One more area of interest for Ahmar has been 'identity management', which he defines as any effort made at an institutionalized (macro) or individualized (micro) level to shape, direct, or influence the identities of others. His work in this area predominantly focuses on educational discourses and he demonstrates how English language curricula use language to promote 'normalized' identities that are promoted by the authorities to maintain the status quo in their respective societies and thus maintain socio-economic disparities within the society.
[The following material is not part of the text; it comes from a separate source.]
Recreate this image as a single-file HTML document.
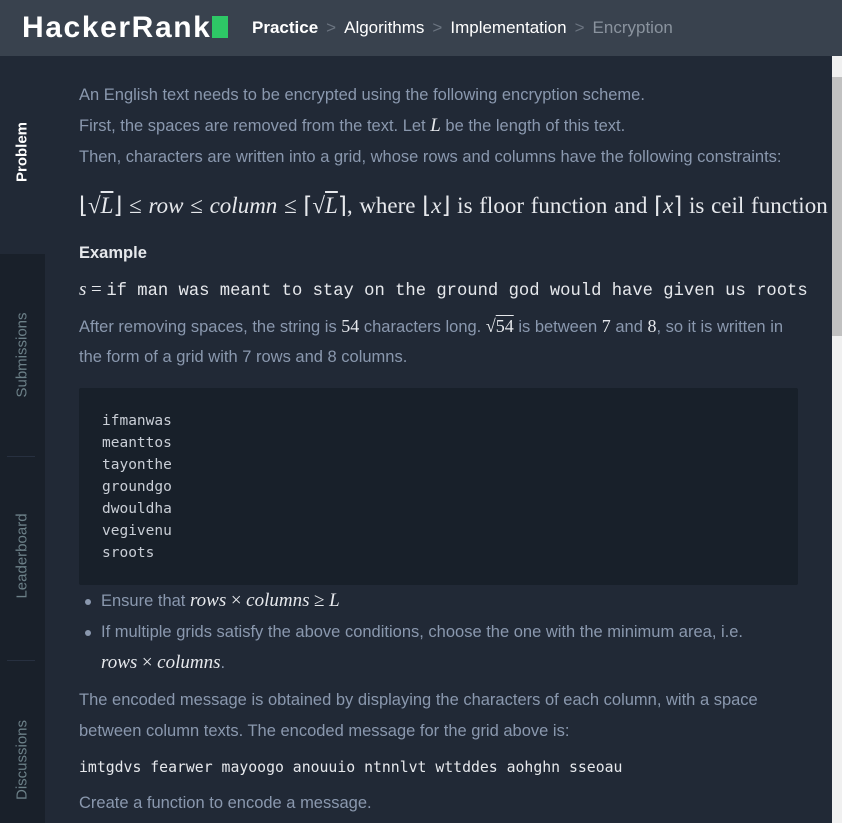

In addition to academic work, Ahmar also writes poems and fiction.

==Publications==
Some of Ahmar's books and edited volumes include:

- Dreyfus, S., Humphrey, S., Mahboob, A. & Martin, J. R. (2016). Genre pedagogy in Higher Education: The SLATE Project. Basingstoke: Palgrave Macmillan. ISBN 978-1-137-30999-0
- Lai, L., Mahboob, A. and Wang, P. (2016). Multiperspective Studies of Language: Theory and Application. Beijing: Foreign Language Teaching and Research Press. ISBN 978-7-5135-7851-6
- Djenar, D. N., Mahboob, A. & Cruickshank, K. (2015). Language and Identity across Modes of Communication. Berlin and Boston: Mouton de Gruyter. ISBN 978-1-61451-359-9
- Mahboob, A. & Barratt, L. (2014). English in Multilingual Contexts: Language variation and education. London: Springer. ISBN 978-94-017-8869-4
- Li, E. & Mahboob, A. (2012). English Today: Form, functions, and uses. Hong Kong: Pearson. ISBN 978-9-8822-4543-3
- Mahboob, A. & Knight, N. (2010) Appliable Linguistics: Texts, contexts, and meanings. Newcastle: Cambridge Scholars Press. ISBN 978-1-4411-6415-5.
- Mahboob, A. (2010) The NNEST Lens: Nonnative English Speakers in TESOL. Newcastle: Cambridge Scholars Press. ISBN 978-1-4438-1910-7.
- Mahboob, A. & Lipovsky, C. (2009) Studies in Applied Linguistics and Language Learning. Newcastle: Cambridge Scholars Press. ISBN 1-4438-1239-0.
- Mahboob, A. & Knight, N. (2008) Questioning Linguistics. Newcastle: Cambridge Scholars Press. ISBN 978-1-84718-667-6.